An occasional series discussing the big questions of skiing – questions with only yes or no answers. Today: skiing with a rucksack?

Pro: and how!

The rucksack has grown in standing in recent years. It’s completely ok these days to wear one with a suit and open it up in important meetings. The rucksack is no longer the preserve of schoolkids and hikers, but has found its rightful place in almost all areas of life. This includes winter sports too, of course, and for a very good reason: rucksacks are really practical.

Luckily, there are experts throughout the world with a great deal of experience in making practical things look beautiful. They are called product designers – and thanks to them, we also have attractive-looking rucksacks.

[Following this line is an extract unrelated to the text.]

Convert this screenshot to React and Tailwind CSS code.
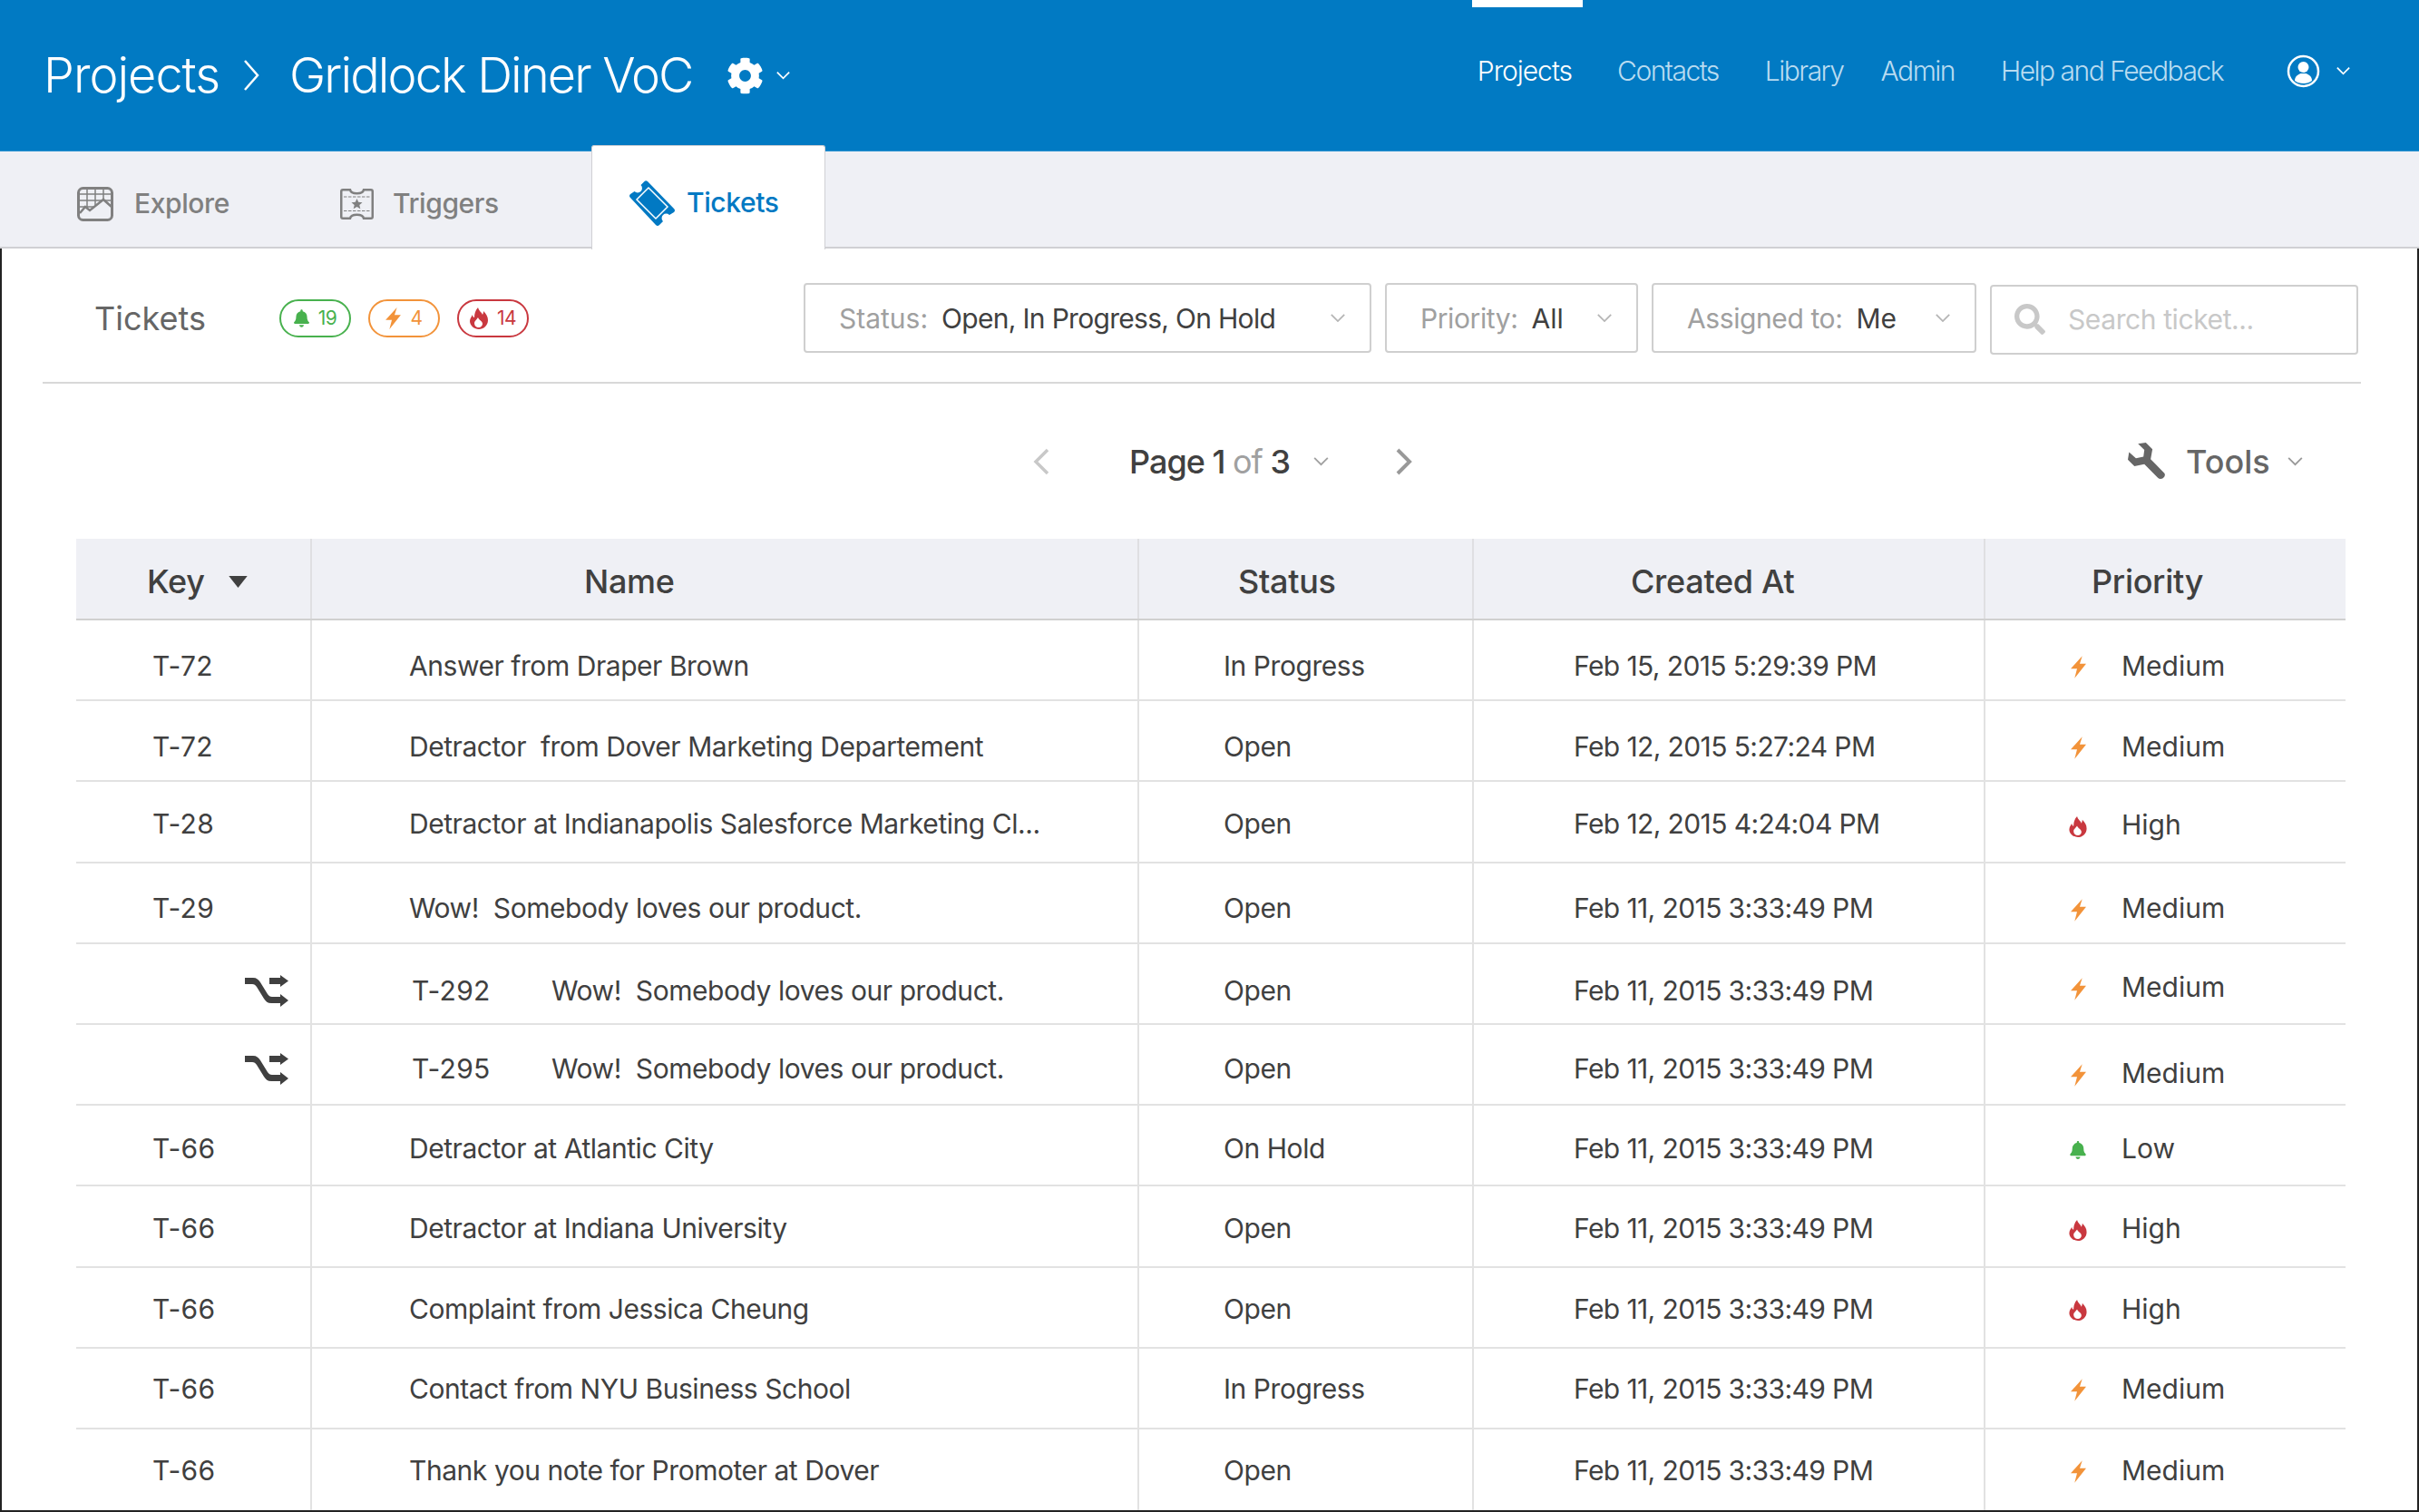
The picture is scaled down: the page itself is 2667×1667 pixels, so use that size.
import { FaBell, FaCog, FaSearch } from 'react-icons/fa'

const rows = [
  { key: 'T-72', name: 'Answer from Draper Brown', status: 'In Progress', created: 'Feb 15, 2015 5:29:39 PM', priority: 'Medium', pad: 'pt-[13px]', prioPad: 'pt-[13px]' },
  { key: 'T-72', name: 'Detractor\u00a0 from Dover Marketing Departement', status: 'Open', created: 'Feb 12, 2015 5:27:24 PM', priority: 'Medium', pad: 'pt-[13px]', prioPad: 'pt-[13px]' },
  { key: 'T-28', name: 'Detractor at Indianapolis Salesforce Marketing Cl...', status: 'Open', created: 'Feb 12, 2015 4:24:04 PM', priority: 'High', pad: 'pt-[6px]', prioPad: 'pt-[8px]' },
  { key: 'T-29', name: 'Wow!\u00a0 Somebody loves our product.', status: 'Open', created: 'Feb 11, 2015 3:33:49 PM', priority: 'Medium', pad: 'pt-[13px]', prioPad: 'pt-[13px]' },
  { child: 'T-292', name: 'Wow!\u00a0 Somebody loves our product.', status: 'Open', created: 'Feb 11, 2015 3:33:49 PM', priority: 'Medium', pad: 'pt-[16px]', prioPad: 'pt-[9px]' },
  { child: 'T-295', name: 'Wow!\u00a0 Somebody loves our product.', status: 'Open', created: 'Feb 11, 2015 3:33:49 PM', priority: 'Medium', pad: 'pt-[9px]', prioPad: 'pt-[20px]' },
  { key: 'T-66', name: 'Detractor at Atlantic City', status: 'On Hold', created: 'Feb 11, 2015 3:33:49 PM', priority: 'Low', pad: 'pt-[7px]', prioPad: 'pt-[7px]' },
  { key: 'T-66', name: 'Detractor at Indiana University', status: 'Open', created: 'Feb 11, 2015 3:33:49 PM', priority: 'High', pad: 'pt-[6px]', prioPad: 'pt-[6px]' },
  { key: 'T-66', name: 'Complaint from Jessica Cheung', status: 'Open', created: 'Feb 11, 2015 3:33:49 PM', priority: 'High', pad: 'pt-[4px]', prioPad: 'pt-[4px]' },
  { key: 'T-66', name: 'Contact from NYU Business School', status: 'In Progress', created: 'Feb 11, 2015 3:33:49 PM', priority: 'Medium', pad: 'pt-[2px]', prioPad: 'pt-[2px]' },
  { key: 'T-66', name: 'Thank you note for Promoter at Dover', status: 'Open', created: 'Feb 11, 2015 3:33:49 PM', priority: 'Medium', pad: 'pt-[2px]', prioPad: 'pt-[2px]' },
]

function Chevron({ className }) {
  return (
    <svg viewBox="0 0 20 12" className={className} fill="none" stroke="currentColor" strokeWidth="2">
      <path d="M2 2l8 8 8-8" />
    </svg>
  )
}

function Bolt({ className }) {
  return (
    <svg viewBox="0 0 17 24.300" className={className} fill="currentColor">
      <path d="M12.700 0L0 14h7L4.300 24.300 17 8.300h-7z" />
    </svg>
  )
}

function Flame({ className }) {
  return (
    <svg viewBox="0 0 20 24" className={className} fill="currentColor">
      <path
        fillRule="evenodd"
        d="M9 0c1 4 4 5 5 8 1-2 1-3 1-4 3 3 5 6 5 10 0 6-5 10-10 10S0 20 0 15c0-3 2-5 3-7 0 2 1 3 2 3 0-4 1-8 4-11zM10 22c-3 0-5-2-5-5 0-2 2-3 4-6 1 3 5 4 5 7 0 2-2 4-4 4z"
      />
    </svg>
  )
}

function Wrench({ className }) {
  return (
    <svg viewBox="48 48 127 124" className={className} fill="currentColor">
      <path d="M82 52l26-4 22 22-6 33 46 47q5 10-5 17-10 5-17-2l-45-45-33 7-22-22 4-25 23 20 25-5 3-23z" />
    </svg>
  )
}

function Shuffle() {
  return (
    <svg viewBox="0 0 48 35" className="w-[48px] h-[35px] text-[#404040]" fill="currentColor">
      <path d="M0 3h9c4 0 6 2 8 5l8 13c1.500 2 2.500 3 5 3h9v7H29c-4 0-6-2-8-5L13 13c-1.500-2-2.500-3-5-3H0z" />
      <path d="M27 3h12V0l9 6.500-9 6.500V10H27z" />
      <path d="M39 21l9 7-9 7z" />
    </svg>
  )
}

function ExploreIcon() {
  return (
    <svg viewBox="0 0 40 38" className="w-[40px] h-[38px] text-[#808080]" fill="none" stroke="currentColor">
      <path d="M2 8h36M2 15h36M2 22h36M11 2v24M20 2v20M29 2v14" strokeWidth="1.500" />
      <path d="M3 29l6-7 5 4 15-12 9 8v13H3z" fill="#eff0f5" stroke="none" />
      <path d="M3 29l6-7 5 4 15-12 9 8" strokeWidth="2.500" />
      <rect x="1.500" y="1.500" width="37" height="35" rx="5" strokeWidth="3" />
    </svg>
  )
}

function TriggersIcon() {
  return (
    <svg viewBox="0 0 37 34" className="w-[37px] h-[34px] text-[#808080]" fill="none" stroke="currentColor">
      <path d="M3 1.250h8c.500 2.500 3 4 7.500 4s7-1.500 7.500-4h8A1.750 1.750 0 0135.750 3v28A1.750 1.750 0 0134 32.750h-8c-.500-2.500-3-4-7.500-4s-7 1.500-7.500 4H3A1.750 1.750 0 011.250 31V3A1.750 1.750 0 013 1.250z" strokeWidth="2.500" />
      <path d="M4 9h29M4 24.500h29" strokeWidth="1" strokeDasharray="3.500 1.500" />
      <path d="M18.500 11l1.700 3.800 4.300.4-3.200 2.800 1 4.200-3.800-2.200-3.800 2.200 1-4.200-3.200-2.800 4.300-.4z" fill="currentColor" stroke="none" />
    </svg>
  )
}

function TicketsIcon() {
  return (
    <svg viewBox="0 0 50 50" className="w-[50px] h-[50px] text-[#0179c3]">
      <path d="M20 1l29 30q2 2 0 4l-5 3a4.500 4.500 0 00-7 7l-4 4q-2 2-4 0L1 19q-2-2 0-4l4.500-3a4.500 4.500 0 007-7L16 1.500q2-2 4-.500z" fill="currentColor" />
      <path d="M21 8l21 21-13 13L8 21z" fill="none" stroke="#fff" strokeWidth="1.500" />
    </svg>
  )
}

function UserIcon() {
  return (
    <svg viewBox="0 0 37 37" className="w-[37px] h-[37px] text-white">
      <circle cx="18.500" cy="18.500" r="16.500" fill="none" stroke="currentColor" strokeWidth="2.500" />
      <circle cx="18.500" cy="14" r="6" fill="currentColor" />
      <path d="M9 29c0-5 4-7 6.500-8h6c2.500 1 6.500 3 6.500 8-2.500 2-6 3-9.500 3S11.500 31 9 29z" fill="currentColor" />
    </svg>
  )
}

function PriorityIcon({ priority }) {
  if (priority === 'Low') return <FaBell className="w-[18px] h-[20px] text-[#48b14e]" />
  if (priority === 'High') return <Flame className="w-[20px] h-[23px] text-[#c9383f]" />
  return <Bolt className="w-[17px] h-[25px] text-[#f2933a]" />
}

function Pill({ color, icon, count }) {
  return (
    <div className={`flex items-center justify-center gap-[10px] w-[79px] h-[42px] rounded-[21px] border-2 text-[21px] tracking-[-0.5px] ${color}`}>
      {icon}
      <span>{count}</span>
    </div>
  )
}

function Filter({ label, value, width, labelClass, valueClass }) {
  return (
    <div className={`flex items-center justify-between h-[77px] pl-[37px] pr-[26px] border-2 border-[#cfcfcf] rounded-[4px] text-[30px] ${width}`}>
      <div className="whitespace-nowrap pt-[3px]">
        <span className={`text-[#a0a0a0] ${labelClass}`}>{label}:</span>
        <span className={`ml-[15px] text-[#404040] ${valueClass}`}>{value}</span>
      </div>
      <Chevron className="w-[18px] h-[11px] text-[#b5b5b5]" />
    </div>
  )
}

function App() {
  return (
    <div className="relative w-[2667px] h-[1667px] overflow-hidden bg-white font-['Inter',sans-serif] text-[#404040]">
      <header className="flex items-center justify-between h-[167px] bg-[#017ac3] border-b border-[#2f94d0] text-white font-light">
        <div className="flex items-center pl-[48px] text-[54px] leading-none">
          <span className="tracking-[-1px]">Projects</span>
          <svg viewBox="0 0 18 36" className="w-[18px] h-[36px] ml-[26px] mr-[33px]" fill="none" stroke="currentColor" strokeWidth="2.500"><path d="M2 2l14 16L2 34" /></svg>
          <span className="tracking-[-1.850px]">Gridlock Diner VoC</span>
          <FaCog className="w-[41px] h-[41px] ml-[37px]" />
          <Chevron className="w-[17px] h-[10px] ml-[13px]" />
        </div>
        <nav className="relative flex items-center text-[30px] tracking-[-1.500px] text-[#b9dcf1] pr-[75px] pb-[10px]">
          <div className="absolute left-[-6px] top-[-57px] w-[122px] h-[9px] bg-white" />
          <span className="text-white mr-[50px] tracking-[-1px]">Projects</span>
          <span className="mr-[51px]">Contacts</span>
          <span className="mr-[41px]">Library</span>
          <span className="mr-[51px]">Admin</span>
          <span className="mr-[70px]">Help and Feedback</span>
          <UserIcon />
          <Chevron className="w-[17px] h-[10px] ml-[17px] text-white" />
        </nav>
      </header>

      <div className="flex h-[107px] bg-[#eff0f5] border-b-2 border-[#d0d0d4] text-[30px] font-medium text-[#808080] tracking-[-0.400px]">
        <div className="flex items-center gap-[23px] pl-[85px] pt-[10px] w-[375px]">
          <ExploreIcon />
          <span>Explore</span>
        </div>
        <div className="flex items-center gap-[21px] pt-[10px] w-[277px]">
          <TriggersIcon />
          <span>Triggers</span>
        </div>
        <div className="relative flex items-center gap-[13px] w-[258px] h-[115px] mt-[-7px] pl-[41px] pt-[11px] bg-white border-x border-t border-[#d0d0d4] rounded-t-[3px] text-[#0179c3]">
          <TicketsIcon />
          <span>Tickets</span>
        </div>
      </div>

      <main className="h-[1393px] border-x-2 border-b-2 border-[#222]">
        <div className="flex items-center h-[149px] pt-[7px] ml-[45px] mr-[62px] border-b-2 border-[#d8d8d8]">
          <span className="ml-[57px] w-[204px] text-[36px] text-[#666]">Tickets</span>
          <div className="flex gap-[19px] w-[578px]">
            <Pill color="border-[#48b14e] text-[#48b14e]" count="19" icon={<FaBell className="w-[17px] h-[20px]" />} />
            <Pill color="border-[#f2933a] text-[#f2933a]" count="4" icon={<Bolt className="w-[17px] h-[24px]" />} />
            <Pill color="border-[#c9383f] text-[#c9383f]" count="14" icon={<Flame className="w-[20px] h-[24px]" />} />
          </div>
          <div className="flex gap-[15px]">
            <Filter label="Status" value="Open, In Progress, On Hold" width="w-[626px]" labelClass="" valueClass="tracking-[-0.700px]" />
            <Filter label="Priority" value="All" width="w-[279px]" labelClass="tracking-[-0.400px]" valueClass="" />
            <Filter label="Assigned to" value="Me" width="w-[358px]" labelClass="tracking-[-0.400px]" valueClass="" />
            <div className="flex items-center gap-[25px] w-[406px] h-[77px] mt-[2px] pl-[25px] border-2 border-[#cfcfcf] rounded-[4px] text-[30px] tracking-[-0.400px] text-[#c8c8c8]">
              <FaSearch className="w-[34px] h-[34px] text-[#c8c8c8]" />
              <span>Search ticket...</span>
            </div>
          </div>
        </div>

        <div className="relative flex items-center h-[171px] text-[36px]">
          <svg viewBox="0 0 18 30" className="w-[18px] h-[30px] ml-[1137px] text-[#c8c8c8]" fill="none" stroke="currentColor" strokeWidth="3.500"><path d="M16 2L3 15l13 13" /></svg>
          <div className="ml-[88px] font-medium whitespace-nowrap tracking-[-1px]">
            Page 1 <span className="text-[#a0a0a0] font-normal">of</span> 3
          </div>
          <Chevron className="w-[19px] h-[11px] ml-[25px] text-[#a0a0a0]" />
          <svg viewBox="0 0 18 30" className="w-[18px] h-[30px] ml-[73px] text-[#999]" fill="none" stroke="currentColor" strokeWidth="4"><path d="M2 2l13 13L2 28" /></svg>
          <Wrench className="w-[42px] h-[41px] ml-[789px] text-[#666]" />
          <span className="ml-[22px] text-[#666] font-medium">Tools</span>
          <Chevron className="w-[19px] h-[11px] ml-[18px] text-[#999]" />
        </div>

        <div className="ml-[82px] w-[2502px]">
          <div className="grid grid-cols-[258px_912px_369px_564px_399px] h-[90px] bg-[#eff0f5] border-b-2 border-[#d0d0d0] text-[36px] font-medium tracking-[-0.300px]">
            <div className="flex items-center pl-[78px] pt-[6px]">
              Key
              <svg viewBox="0 0 22 14" className="w-[21px] h-[13px] ml-[26px]" fill="currentColor"><path d="M0 0h22L11 14z" /></svg>
            </div>
            <div className="flex items-center pl-[300px] pt-[6px] border-l-2 border-[#dfdfe2]">Name</div>
            <div className="flex items-center pl-[109px] pt-[6px] border-l-2 border-[#dfdfe2]">Status</div>
            <div className="flex items-center pl-[173px] pt-[6px] border-l-2 border-[#dfdfe2]">Created At</div>
            <div className="flex items-center pl-[117px] pt-[6px] border-l-2 border-[#dfdfe2]">Priority</div>
          </div>
          {rows.map((row, i) => (
            <div key={i} className={`grid grid-cols-[258px_912px_369px_564px_399px] h-[89.2px] text-[30px] ${i < rows.length - 1 ? 'border-b-2 border-[#e2e2e2]' : ''}`}>
              {row.child ? (
                <div className={`flex items-center justify-end pr-[24px] ${row.pad}`}><Shuffle /></div>
              ) : (
                <div className={`flex items-center pl-[84px] tracking-[0.3px] ${row.pad}`}>{row.key}</div>
              )}
              <div className={`flex items-center pl-[107px] border-l-2 border-[#e2e2e2] whitespace-nowrap tracking-[-0.450px] ${row.pad}`}>
                {row.child && <span className="w-[154px] ml-[3px] tracking-[0.3px]">{row.child}</span>}
                <span>{row.name}</span>
              </div>
              <div className={`flex items-center pl-[93px] border-l-2 border-[#e2e2e2] tracking-[-0.450px] ${row.pad}`}>{row.status}</div>
              <div className={`flex items-center pl-[110px] border-l-2 border-[#e2e2e2] tracking-[-0.600px] ${row.pad}`}>{row.created}</div>
              <div className={`flex items-center border-l-2 border-[#e2e2e2] ${row.prioPad}`}>
                <div className="flex justify-center w-[20px] ml-[92px] mr-[38px] mt-[3px]"><PriorityIcon priority={row.priority} /></div>
                <span>{row.priority}</span>
              </div>
            </div>
          ))}
        </div>
      </main>
    </div>
  )
}

export default App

Although, in skiing, is it really important to look good, other than in terms of skiing technique? After all, no skiwear, strictly speaking, actually looks good. In fact, there is barely any other domain – including other sports – where clothing is, to put it mildly, so functionally designed and yet so exaggeratedly sporty as skiing. When you’ve got ski boots that look as if you’re standing in two small Formula One cars, a rucksack can’t really attract negative attention on aesthetic grounds. So what matters more, in the end, when you’re out on the slopes – an elegant appearance or a bit of storage space for important things, like a thermos flask of tea, and a professional camera with professional equipment?


Contra: definitely not!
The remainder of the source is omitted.